In an age when computers store, retrieve, and compute information far more effectively and efficiently than we do, it is our unique human ability to supply insight and wisdom -- to make meaning -- out of information, that distinguishes us from the technologies that we create. Computer scientist Clifford Stoll (1995) wrote, "meaning doesn't come from data alone. Creative problem solving depends on context, interrelationships, and experience" (Stoll, 1995, p.134). With the wide array of symbolic languages that is available through inclusion of the arts, we have more ways to discover interrelationships that help us to interpret and represent our experience in the world.
Brain research has provided substantial data to show how the arts may integrate the neurological functions of the brain, and therefore contribute significantly to learning across the curriculum. Nobel Prize winner Dr. Robert Sperry examined the analytical, verbal and sequential thought patterns of the left hemisphere; and the creative, sensory and global thinking patterns of the right hemisphere. His research led him to conclude that, "when left and right hemispheric processes are used in tandem, learning and retention increase" (MAETF, 1990, p4) By integrating the arts into the traditional curriculum, both hemispheres of the brain are engaged in the learning process, and the inter-hemispheric functioning of the brain itself is neurologically strengthened.
Evidence of the powerful effect of the arts in learning can be found in schools around the world. At John F. Kennedy High School and eight other high schools in New York City, a program called Reading Improvement through Art (R.I.T.A) was implemented in 1975 for tenth graders whose reading performance had worsened over a two-year period. Daily visual arts were infused into their reading program, causing a one-year increase in their reading scores on standardized tests for every six months in the program. The R.I.T.A program was still operating as of the publication of The Final Report by the Missouri Arts Education Task Force in 1990.

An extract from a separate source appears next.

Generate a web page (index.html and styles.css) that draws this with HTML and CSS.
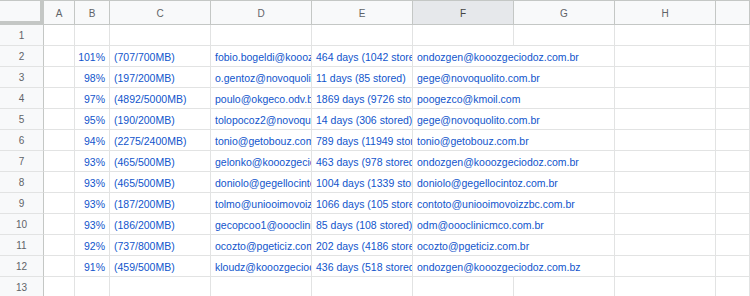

The success of R.I.T.A. is echoed in the work of Mona Brookes, founder of Monart Drawing Schools and author of Drawing With Children. Brookes trains teachers to incorporate drawing and seeing through her "visual alphabet", a lexicon of visual forms which has had a dramatic influence on children's reading readiness and ability to recognize letters. School districts have reported as much as 20% increases in reading, writing, and math scores as a result of these visual art experiences. (New Horizons for Learning, 1997)
Hungary, which has one of the most intensive school music programs in the world, with mandatory voice and instrument training given twice a week for the first eight years of schooling, ranked first out of 17 nations in a survey of science achievement of eighth and ninth graders. In the same survey, Japan and Holland, which also teach music throughout the school years, were the second and third highest achieving countries, while the U.S. came in 14th (New Horizons for Learning, 1997).
Eric Oddleifson (1997) reports that an esteemed Japanese mathematics teacher, whose nearly two million students exhibit unbelievable math ability for their age and grade level, was asked, "What would you say is the most effective way of heightening children's mental ability at the earliest possible stages?" He answered, "The finest start for infants is to sing songs. This helps to elevate their powers of understanding, and they register astounding speed in learning math and languages" (p12).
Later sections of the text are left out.